Fugaz, huidizo, efímero y esquivo, (tempus fugit, afirmaban los clásicos) complicada medición ha tenido siempre. Clepsidras, relojes de arena y de sol, han cumplido con dicha misión, hasta que el humano ingenio acertó a pergeñar maquinarias y autómatas como mejores calibradores de minutos y horas.
Mucha agua ha corrido bajo el trianero puente desde aquel mes de julio del lejano año de 1400, en el que instalóse el primer reloj mecánico en la torre de la Iglesia Mayor, siendo Arzobispo Don Gonzalo de Mena y en presencia del Rey Nuestro Señor Don Enrique III, y a todos sorprendió la mixtura de engranajes, resortes, contrapesos y muelles que lo conformaban, y aún más los puntuales y precisos toques de su campana, amén de que al poco de comenzar a funcionar desatóse feroz tormenta que hizo presagiar funestos augurios.

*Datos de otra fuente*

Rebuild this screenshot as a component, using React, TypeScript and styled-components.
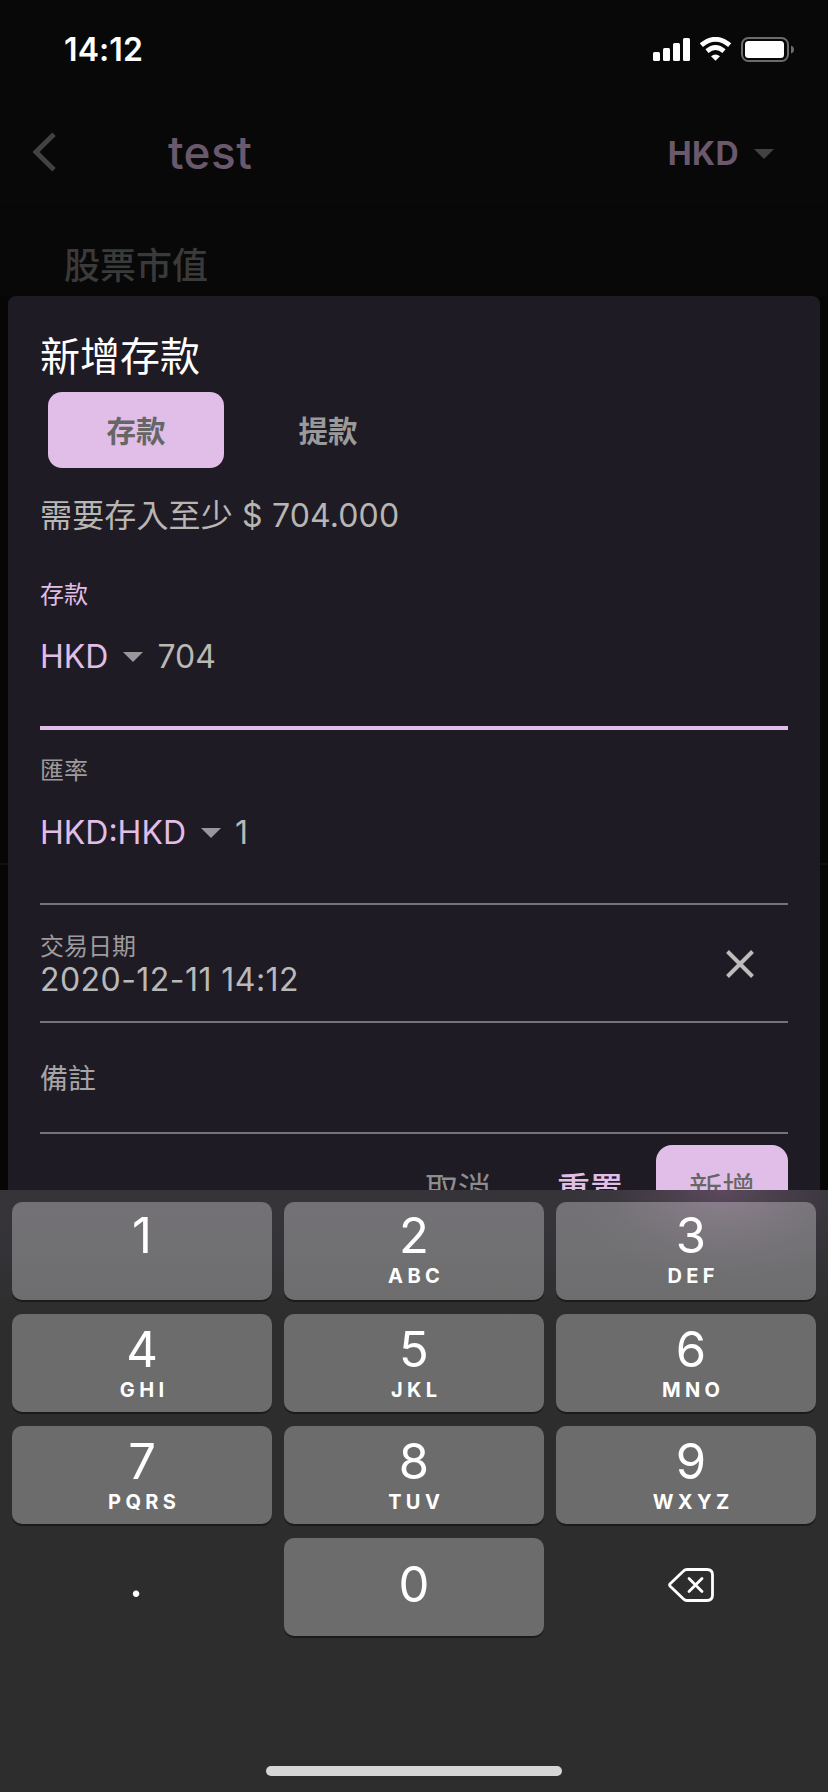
import React from "react";
import styled, { createGlobalStyle } from "styled-components";

const GlobalStyle = createGlobalStyle`
  * { box-sizing: border-box; }
  body {
    margin: 0;
    background: #080808;
    font-family: Inter, "Noto Sans CJK TC", sans-serif;
    -webkit-font-smoothing: antialiased;
  }
  button { font-family: inherit; border: 0; padding: 0; background: none; }
`;

const Screen = styled.div`
  width: 828px;
  height: 1792px;
  display: flex;
  flex-direction: column;
  overflow: hidden;
  background: #080808;
`;

const StatusBar = styled.div`
  height: 100px;
  padding: 30px 33px 30px 64px;
  display: flex;
  align-items: center;
  justify-content: space-between;
`;

const Clock = styled.span`
  font-size: 32px;
  font-weight: 600;
  line-height: 40px;
  letter-spacing: 0.1px;
  color: #fff;
`;

const Header = styled.header`
  height: 108px;
  padding: 0 54px 0 32px;
  display: flex;
  align-items: center;
  border-bottom: 2px solid #070707;
`;

const BackIcon = styled.svg`
  width: 24px;
  height: 42px;
  margin: 0 112px 2px 0;
`;

const PageTitle = styled.h1`
  flex: 1;
  margin: 0;
  padding-bottom: 3px;
  font-size: 46px;
  font-weight: 450;
  line-height: 60px;
  letter-spacing: 0.4px;
  color: #6a586c;
`;

const HeaderCurrency = styled.div`
  display: flex;
  align-items: center;
  gap: 15px;
  padding-top: 2px;
  font-size: 32px;
  font-weight: 700;
  line-height: 40px;
  letter-spacing: 0.4px;
  color: #6a586c;
`;

const Caret = styled.span<{ $color: string }>`
  width: 0;
  height: 0;
  border: 10px solid transparent;
  border-top-color: ${(p) => p.$color};
  border-bottom: 0;
`;

const SectionLabel = styled.div`
  height: 88px;
  padding: 34px 64px 0;
  font-size: 36px;
  font-weight: 500;
  line-height: 48px;
  color: #3a3a3a;
`;

const DialogLayer = styled.div`
  height: 894px;
  padding: 0 8px;
  overflow: hidden;
  background: linear-gradient(#101010, #101010) 0 567px / 100% 2px no-repeat #060606;
`;

const Dialog = styled.section`
  height: 1000px;
  padding: 37px 32px 0;
  display: flex;
  flex-direction: column;
  border-radius: 8px 8px 0 0;
  background: #1f1b24;
`;

const DialogTitle = styled.h2`
  margin: 0;
  font-size: 40px;
  font-weight: 400;
  line-height: 48px;
  color: #fff;
`;

const ToggleRow = styled.div`
  display: flex;
  gap: 16px;
  padding: 11px 8px 0;
`;

const Toggle = styled.button<{ $active?: boolean }>`
  width: 176px;
  height: 76px;
  padding-top: 1px;
  border-radius: 14px;
  font-size: 29.5px;
  font-weight: 600;
  line-height: 40px;
  color: ${(p) => (p.$active ? "#666" : "#9a9a9a")};
  background: ${(p) => (p.$active ? "#e1bee7" : "transparent")};
`;

const Hint = styled.p`
  margin: 28px 0 47px;
  font-size: 32px;
  line-height: 40px;
  letter-spacing: 0.15px;
  color: #b8b6b4;
`;

const Field = styled.div<{ $focused?: boolean; $top?: number; $bottom?: number }>`
  padding-top: ${(p) => p.$top ?? 0}px;
  padding-bottom: ${(p) => p.$bottom ?? 0}px;
  border-bottom: ${(p) => (p.$focused ? "4px solid #e1bee7" : "2px solid #757377")};
`;

const FieldLabel = styled.div<{ $focused?: boolean }>`
  font-size: 24px;
  line-height: 24px;
  color: ${(p) => (p.$focused ? "#e1bee7" : "#9d9b9e")};
`;

const Placeholder = styled.div`
  font-size: 28px;
  line-height: 36px;
  color: #a5a4a7;
`;

const ValueRow = styled.div`
  display: flex;
  align-items: center;
  margin-top: 30px;
  font-size: 32px;
  line-height: 40px;
`;

const Currency = styled.span`
  margin-right: 15px;
  color: #e1bee7;
`;

const Value = styled.span`
  margin-left: 14px;
  color: #b8b8b4;
`;

const DateField = styled(Field)`
  display: flex;
  align-items: center;
  justify-content: space-between;
  padding-right: 34px;
`;

const DateValue = styled.div`
  padding-top: 1px;
  font-size: 32px;
  line-height: 40px;
  letter-spacing: 0.45px;
  color: #b9b9b9;
`;

const CloseIcon = styled.svg`
  width: 28px;
  height: 28px;
  margin-bottom: 8px;
`;

const Actions = styled.div`
  display: flex;
  justify-content: flex-end;
  margin-top: 11px;
`;

const Action = styled.button<{ $color: string; $filled?: boolean }>`
  width: 132px;
  height: 88px;
  border-radius: 16px;
  font-size: 33px;
  font-weight: ${(p) => (p.$color === "#e1bee7" ? 500 : 400)};
  line-height: 40px;
  color: ${(p) => p.$color};
  background: ${(p) => (p.$filled ? "#e1bee7" : "transparent")};
`;

const Keyboard = styled.div`
  flex: 1;
  padding: 12px 12px 16px;
  display: flex;
  flex-direction: column;
  justify-content: space-between;
  align-items: center;
  background:
    radial-gradient(
      ellipse 150px 90px at 722px 0,
      rgba(160, 115, 160, 0.34),
      rgba(160, 115, 160, 0.15) 45%,
      rgba(160, 115, 160, 0.04) 75%,
      rgba(160, 115, 160, 0)
    ),
    linear-gradient(#363439 0, #343337 60px, #2d2d2d 130px);
`;

const Keys = styled.div`
  display: grid;
  grid-template-columns: repeat(3, 260px);
  grid-auto-rows: 98px;
  gap: 14px 12px;
`;

const Key = styled.button<{ $plain?: boolean; $shift?: number; $top?: number }>`
  display: flex;
  flex-direction: column;
  align-items: center;
  padding-top: ${(p) => p.$top ?? 6}px;
  padding-left: ${(p) => Math.max(p.$shift ?? 0, 0)}px;
  padding-right: ${(p) => Math.max(-(p.$shift ?? 0), 0)}px;
  border-radius: 10px;
  color: #fff;
  background: ${(p) => (p.$plain ? "none" : "rgba(255, 255, 255, 0.3)")};
  box-shadow: ${(p) => (p.$plain ? "none" : "0 2px 0 #1b1b1b")};
`;

const Digit = styled.span`
  font-size: 49px;
  font-weight: 400;
  line-height: 60px;
`;

const Letters = styled.span`
  margin: 1px -4.4px 0 0;
  font-size: 20px;
  font-weight: 650;
  line-height: 18px;
  letter-spacing: 4.4px;
`;

const HomeIndicator = styled.div`
  width: 296px;
  height: 10px;
  border-radius: 5px;
  background: #d6d6d6;
`;

const keys = [
  ["1", ""], ["2", "ABC"], ["3", "DEF"],
  ["4", "GHI"], ["5", "JKL"], ["6", "MNO"],
  ["7", "PQRS"], ["8", "TUV"], ["9", "WXYZ"],
];

const StatusIcons = () => (
  <svg width="142" height="26" viewBox="0 0 142 26">
    <g fill="#fff">
      <rect x="0" y="15" width="7" height="9" rx="1.5" />
      <rect x="10" y="11" width="7" height="13" rx="1.5" />
      <rect x="20" y="6" width="7" height="18" rx="1.5" />
      <rect x="30" y="1" width="7" height="23" rx="1.5" />
      <path d="M62.5 23.8 L58 19.3 Q62.5 15.6 67 19.3 Z" />
    </g>
    <g fill="none" stroke="#fff" strokeWidth="4.8">
      <path d="M48.3 8.2 Q62.5 -3.6 76.7 8.2" />
      <path d="M54 14.2 Q62.5 7 71 14.2" />
    </g>
    <rect x="89" y="1" width="46" height="23" rx="6.5" fill="none" stroke="#6b6b6b" strokeWidth="2" />
    <rect x="92" y="4" width="39" height="17" rx="3.5" fill="#fff" />
    <path d="M138 8.5 Q141 9.5 141 12.5 Q141 15.5 138 16.5 Z" fill="#6b6b6b" />
  </svg>
);

const DeleteIcon = () => (
  <svg width="48" height="36" viewBox="0 0 48 36" fill="none" stroke="#fff" strokeWidth="2.8" strokeLinecap="round" strokeLinejoin="round">
    <path d="M20 2.5 H40 Q45.5 2.5 45.5 8 V28 Q45.5 33.5 40 33.5 H20 Q18 33.5 16.5 32 L3.2 19.3 Q2 18 3.2 16.7 L16.5 4 Q18 2.5 20 2.5 Z" />
    <path d="M22 11.5 L35 24.5 M35 11.5 L22 24.5" />
  </svg>
);

export default function App() {
  return (
    <Screen>
      <GlobalStyle />
      <StatusBar>
        <Clock>14:12</Clock>
        <StatusIcons />
      </StatusBar>
      <Header>
        <BackIcon viewBox="0 0 24 42" fill="none" stroke="#424242" strokeWidth="5">
          <path d="M22 3.2 L4 21 L22 38.8" />
        </BackIcon>
        <PageTitle>test</PageTitle>
        <HeaderCurrency>
          HKD
          <Caret $color="#424242" />
        </HeaderCurrency>
      </Header>
      <SectionLabel>股票市值</SectionLabel>
      <DialogLayer>
        <Dialog>
          <DialogTitle>新增存款</DialogTitle>
          <ToggleRow>
            <Toggle $active>存款</Toggle>
            <Toggle>提款</Toggle>
          </ToggleRow>
          <Hint>需要存入至少 $ 704.000</Hint>
          <Field $focused $bottom={49}>
            <FieldLabel $focused>存款</FieldLabel>
            <ValueRow>
              <Currency>HKD</Currency>
              <Caret $color="#99979b" />
              <Value>704</Value>
            </ValueRow>
          </Field>
          <Field $top={29} $bottom={50}>
            <FieldLabel>匯率</FieldLabel>
            <ValueRow>
              <Currency>HKD:HKD</Currency>
              <Caret $color="#99979b" />
              <Value>1</Value>
            </ValueRow>
          </Field>
          <DateField $top={30} $bottom={21}>
            <div>
              <FieldLabel>交易日期</FieldLabel>
              <DateValue>2020-12-11 14:12</DateValue>
            </div>
            <CloseIcon viewBox="0 0 28 28" stroke="#bcbcbc" strokeWidth="4">
              <path d="M1.5 1.5 L26.5 26.5 M26.5 1.5 L1.5 26.5" />
            </CloseIcon>
          </DateField>
          <Field $top={38} $bottom={35}>
            <Placeholder>備註</Placeholder>
          </Field>
          <Actions>
            <Action $color="#8d8d8d">取消</Action>
            <Action $color="#e1bee7">重置</Action>
            <Action $color="#666666" $filled>新增</Action>
          </Actions>
        </Dialog>
      </DialogLayer>
      <Keyboard>
        <Keys>
          {keys.map(([digit, letters], i) => (
            <Key key={digit} $shift={i % 3 === 2 ? 10 : 0} $top={i < 3 ? 4 : 6}>
              <Digit>{digit}</Digit>
              <Letters>{letters}</Letters>
            </Key>
          ))}
          <Key $plain $shift={-12} $top={12}>
            <Digit>.</Digit>
          </Key>
          <Key $top={17}>
            <Digit>0</Digit>
          </Key>
          <Key $plain $shift={10} $top={29}>
            <DeleteIcon />
          </Key>
        </Keys>
        <HomeIndicator />
      </Keyboard>
    </Screen>
  );
}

Si otrora poseer reloj de sol o de maquinaria fue signo de nobleza y distinción, poseerlo agora no es sino, valga la expresión, signo de los tiempos y elemento común en el atavío de casi todos, y su precio ha mermado tanto que, vive Dios, resulta cuando menos peregrino e insólito que valga tanto el tiempo como poco el mecanismo que lo mide.
Inquisidor inexorable e insobornable, a él nos debemos en todo punto, de manera que aprovechémoslo con denuedo, ahorrémoslo sin demasía y juzguémoslo con benevolencia, no sea que se nos vuelva en contra y pese sobre nosotros su inapelable designio: tempus fugit.